Historic district in Alabama, United States

The Montrose Historic District is a historic district comprising fifteen historically significant buildings in the community of Montrose, Alabama, United States. The district is almost entirely residential, with the exception of the 1890 Montrose Post Office. Montrose is located on the eastern shore of Mobile Bay, and several homes in the district occupy bayfront lots. Nine of the homes in the district were designed in the Creole cottage style, a vernacular architectural style popular in the Gulf Coast states. The Creole cottage homes in the district all feature front facades with five bays and recessed full-length front porches supported by square or chamfered columns. Many of the houses were built as summer homes for residents of Mobile, for whom Montrose was a popular vacation destination.

The district was added to the National Register of Historic Places on June 3, 1976.

==List of structures==
The historical district contains 27 notable structures. The structures are listed in no particular order.

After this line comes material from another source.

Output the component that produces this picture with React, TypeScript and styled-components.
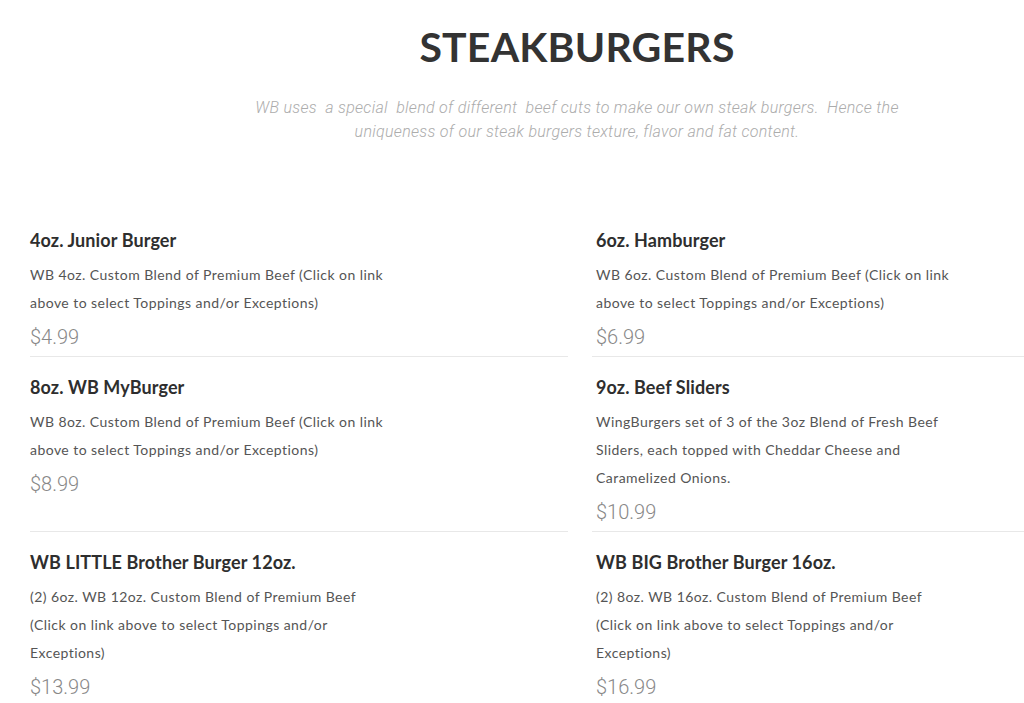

- Lewis-Thomasson House (Bay Lot 16); built c. 1856, “Creole cottage”.
- Thomas Bullock House (Bay Lot 15, east half); built c. 1940.
- McCullough-Garnett House (Bay Lot 15, west half); built c. 1850, “Creole cottage”.
- Stanford House (Bay Lot 14, northeast); built late 1920s.
- Brainard-Breckenridge House (Bay Lot 14, southwest); built c. 1855, “Creole cottage”.
- Ledyard-Anderson-Moses House (Bay Lot 13); built 1853.
- Anderson-Phillips House (Bay Lot 12); built c. 1870, “Creole cottage”.
- Kearly House (Bay Lot 11, northwest); built mid-19th century, moved from Mobile in 1950.
- Humphries House (Bay Lot 11, northeast); built 1930.
- Fell-Hollinger-Bullock House (southeast corner Main at Chapman); built mid-1850s, “Creole cottage”.
- Jacobs House (Main Street, Block 4, Lot 1, east side); built 1950.
- Davis House (Chapman Street, Block 4, Lot 1, west side); built 1975.
- Randal-Wachter House (Main Street, Block 4, Lot 2); built 1910.
- Chapman-Scott House (Main Street, Block 4, Lot 1); built 1855, “Creole cottage”.
- Montrose Post Office (Main Street, Block 4, Lot 1); built 1895.
- Danzler House (Second Street, Block 14, Lot 3, south side); built 1960.
- Jay House (Second Street, Block 14, Lot 3, northside); built 1967.
- Thomson-Malone House (Second Street, Block 14, Lot 2); built 1904.
- Gray Cottage (Second Street, Block 14, Lot 1, south side); built 1860s.
- Brewer-Allen Boarding House (Second Street, Block 14, Lot 1, north side; now the Rudt House); built 1855.
- McIntyre-Kennedy House (Main Street, Block 6, Lot 2); built 1855, “Creole cottage”.
- Loftus-Thimbes House (Main Street, Block 6, Lot 1); built 1898, “Creole cottage”.
- J.V. Cummings House (Main Street, Block 5, Lot 2); built c. 1940.
- E.W. Winslow House (Main and Adams, Block 5, Lot 1); built c. 1935.
- James Miller House (Adams Street, Block 5, Lot 1, center); built c. 1950.
- Ed Leak House (Northeast corner Adams and Second); built 1955.
- McFall House (Second Street, Block 5, Lot 2); built 1930.